**WHAT THE EXERCISE ASKS**
Report the count of lines where the string "React" appears, and nothing else.

**SUPPLIED INFORMATION**
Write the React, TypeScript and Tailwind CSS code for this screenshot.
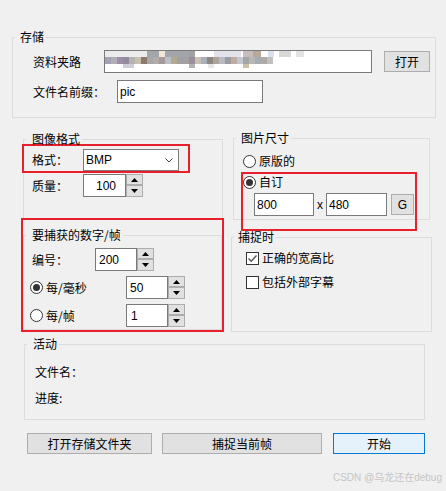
import React from "react";

const cjk = "font-['Noto_Sans_CJK_SC','Liberation_Sans',sans-serif]";
const latin = "font-['Liberation_Sans','Noto_Sans_CJK_SC',sans-serif]";

interface GroupProps {
    title: string,
    className: string,
    legendPad: string,
    children?: React.ReactNode
}
const Group = ({ title, className, legendPad, children }: GroupProps) => (
    <fieldset className={`border border-[#dcdcdc] min-w-0 ${className}`}>
        <legend className={`ml-[2px] pr-[2px] leading-[14px] ${legendPad}`}>{title}</legend>
        {children}
    </fieldset>
)

const Field = ({ w, value, pl }: { w: string, value?: string, pl: string }) => (
    <div className={`h-[23px] bg-white border border-[#7a7a7a] flex items-center text-[12px] ${latin} ${w} ${pl}`}>{value}</div>
)

const Arrow = ({ down }: { down?: boolean }) => (
    <svg width="7" height="4" viewBox="0 0 7 4">
        <path d={down ? "M0 0 L3.5 4 L7 0Z" : "M0 4 L3.5 0 L7 4Z"} fill="#000" />
    </svg>
)

const Spin = () => (
    <div className="flex flex-col w-[17px] h-[23px]">
        <div className="h-[11px] border border-[#adadad] bg-[#e1e1e1] flex items-center justify-center"><Arrow /></div>
        <div className="h-[12px] border border-[#adadad] bg-[#e1e1e1] flex items-center justify-center"><Arrow down /></div>
    </div>
)

const Radio = ({ checked }: { checked?: boolean }) => (
    <span className="w-[13px] h-[13px] shrink-0 rounded-full border border-[#333333] bg-white flex items-center justify-center">
        {checked ? <span className="w-[7px] h-[7px] rounded-full bg-[#333333]" /> : null}
    </span>
)

const Check = ({ checked }: { checked?: boolean }) => (
    <span className="w-[13px] h-[13px] shrink-0 border border-[#333333] bg-white flex items-center justify-center">
        {checked ? (
            <svg width="11" height="11" viewBox="0 0 11 11">
                <path d="M1.5 5.5 L4.2 8.2 L9.5 2.5" fill="none" stroke="#555555" strokeWidth="1.4" />
            </svg>
        ) : null}
    </span>
)

const Btn = ({ w, label, primary }: { w: string, label: string, primary?: boolean }) => (
    <div className={`h-[21px] flex items-center justify-center border ${primary ? "border-[#0078d7] bg-[#e5f1fb]" : "border-[#adadad] bg-[#e1e1e1]"} ${w}`}>{label}</div>
)

// mosaic blur over the folder path
const row1 = [
    [0, 42, "#ebebeb"], [42, 48, "#a2a6aa"], [54, 6, "#f2e6da"], [84, 6, "#9ea2a2"],
    [109, 27, "#e2e2ea"], [138, 10, "#c8bcbc"], [148, 8, "#b8a898"], [163, 6, "#dde0f0"],
    [174, 12, "#d8d8d8"], [191, 8, "#e2e2e2"],
] as const
const row2 = ["#a3a2b4", "#b1aeb6", "#9c8fa6", "#958a9e", "#b5b3ae", "#c8bfae", "#8c7b6c", "#a8a8a8",
    "#b4aca6", "#a49a9c", "#bcbfc8", "#b4a88e", "#9ea2a2", "#a2a0a0", "#9a8e9c", "#c8c2b6", "#a8b0bc",
    "#8e8680", "#aca49a", "#b4bcc6", "#9e9c9e", "#bcaea4", "#c4c8ce", "#a4a4a4", "#b8b8b8", "#a6acb2",
    "#b0aaa6", "#c0c0c0"]
const row3 = [[18, 11, "#cfcfdc"], [84, 6, "#b0b2b4"], [103, 6, "#e6e6e6"], [138, 6, "#cdbfa8"]] as const

const Mosaic = () => (
    <svg width="220" height="20" viewBox="0 0 220 20" className="block">
        {row1.map(([x, w, c], i) => <rect key={"a" + i} x={x} y={0} width={w} height={6} fill={c} />)}
        {row2.map((c, i) => <rect key={"b" + i} x={i * 6} y={6} width={6} height={7} fill={c} />)}
        {row3.map(([x, w, c], i) => <rect key={"c" + i} x={x} y={13} width={w} height={4} fill={c} />)}
    </svg>
)

export default function App() {
    return (
        <div className={`w-[446px] h-[491px] bg-[#f0f0f0] pt-[30px] text-[12px] leading-[14px] text-black overflow-hidden ${cjk}`}>
            {/* 存储 */}
            <Group title="存储" className="ml-[12px] w-[424px] h-[88px]" legendPad="pl-[5px]">
                <div className="mt-[6px] flex items-center pl-[20px]">
                    <span className="w-[71px]">资料夹路</span>
                    <div className="w-[268px] h-[23px] bg-white border border-[#7a7a7a] overflow-hidden"><Mosaic /></div>
                    <div className="ml-[12px]"><Btn w="w-[46px]" label="打开" /></div>
                </div>
                <div className="mt-[7px] flex items-center pl-[20px]">
                    <span className="w-[84px]">文件名前缀：</span>
                    <Field w="w-[146px]" value="pic" pl="pl-[2px]" />
                </div>
            </Group>

            <div className="mt-[13px] flex items-start">
                {/* left column */}
                <div className="ml-[21px] w-[203px] mt-[1px] flex flex-col">
                    <Group title="图像格式" className="ml-[2px] w-[200px] h-[87px]" legendPad="pl-[6px]">
                        <div className="-ml-[2px] -mt-[2px] w-[168px] h-[29px] border-2 border-[#e8202a] flex items-start pt-[3px] pl-[8px]">
                            <span className="w-[51px] h-[22px] flex items-center">格式：</span>
                            <div className={`w-[96px] h-[22px] bg-white border border-[#7a7a7a] flex items-center justify-between pl-[2px] pr-[5px] ${latin}`}>
                                <span>BMP</span>
                                <svg width="8" height="5" viewBox="0 0 8 5"><path d="M0.5 0.5 L4 4 L7.5 0.5" fill="none" stroke="#444444" /></svg>
                            </div>
                        </div>
                        <div className="mt-[1px] flex items-center pl-[8px]">
                            <span className="w-[51px]">质量：</span>
                            <Field w="w-[43px]" value="100" pl="pl-[12px]" />
                            <Spin />
                        </div>
                    </Group>
                    <div className="-mt-[1px] w-[203px] h-[114px] border-2 border-[#e8202a] relative">
                        <Group title="要捕获的数字/帧" className="mt-[8px] w-[199px] h-[102px]" legendPad="pl-[6px]">
                            <div className="mt-[6px] flex items-center pl-[8px]">
                                <span className="w-[63px]">编号：</span>
                                <Field w="w-[42px]" value="200" pl="pl-[3px]" />
                                <Spin />
                            </div>
                            <div className="mt-[5px] flex items-center pl-[6px]">
                                <div className="w-[96px] flex items-center">
                                    <Radio checked />
                                    <span className="ml-[3px]">每/毫秒</span>
                                </div>
                                <Field w="w-[42px]" value="50" pl="pl-[3px]" />
                                <Spin />
                            </div>
                            <div className="mt-[5px] flex items-center pl-[6px]">
                                <div className="w-[96px] flex items-center">
                                    <Radio />
                                    <span className="ml-[3px]">每/帧</span>
                                </div>
                                <Field w="w-[42px]" value="1" pl="pl-[4px]" />
                                <Spin />
                            </div>
                        </Group>
                    </div>
                </div>

                {/* right column */}
                <div className="ml-[7px] w-[201px] flex flex-col">
                    <Group title="图片尺寸" className="ml-[2px] w-[197px] h-[89px]" legendPad="pl-[5px]">
                        <div className="mt-[9px] h-[14px] flex items-center pl-[9px]">
                            <Radio />
                            <span className="ml-[3px]">原版的</span>
                        </div>
                        <div className="mt-[4px] ml-[7px] w-[176px] h-[59px] border-2 border-[#e8202a] relative">
                            <div className="mt-[1px] h-[14px] flex items-center">
                                <Radio checked />
                                <span className="ml-[3px]">自订</span>
                            </div>
                            <div className="mt-[4px] flex items-center pl-[11px]">
                                <Field w="w-[60px]" value="800" pl="pl-[2px]" />
                                <span className={`w-[12px] text-center ${latin}`}>x</span>
                                <Field w="w-[61px]" value="480" pl="pl-[2px]" />
                                <div className={`ml-[4px] ${latin}`}><Btn w="w-[23px]" label="G" /></div>
                            </div>
                        </div>
                    </Group>
                    <Group title="捕捉时" className="mt-[10px] w-[201px] h-[102px]" legendPad="pl-[4px]">
                        <div className="mt-[7px] h-[14px] flex items-center pl-[14px]">
                            <Check checked />
                            <span className="ml-[3px]">正确的宽高比</span>
                        </div>
                        <div className="mt-[10px] h-[14px] flex items-center pl-[14px]">
                            <Check />
                            <span className="ml-[3px]">包括外部字幕</span>
                        </div>
                    </Group>
                </div>
            </div>

            {/* 活动 */}
            <Group title="活动" className="mt-[5px] ml-[24px] w-[401px] h-[83px]" legendPad="pl-[6px]">
                <div className="mt-[14px] pl-[10px]">文件名：</div>
                <div className="mt-[12px] pl-[10px]">进度:</div>
            </Group>

            <div className="mt-[13px] flex items-center pl-[27px]">
                <Btn w="w-[125px]" label="打开存储文件夹" />
                <div className="ml-[10px]"><Btn w="w-[160px]" label="捕捉当前帧" /></div>
                <div className="ml-[11px]"><Btn w="w-[92px]" label="开始" primary /></div>
            </div>

            <div className={`mt-[17px] h-[14px] flex justify-end pr-[4px] text-[10px] text-[#c6c6c6] ${latin}`}>CSDN @乌龙还在debug</div>
        </div>
    )
}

**SOLVED PROBLEM**
3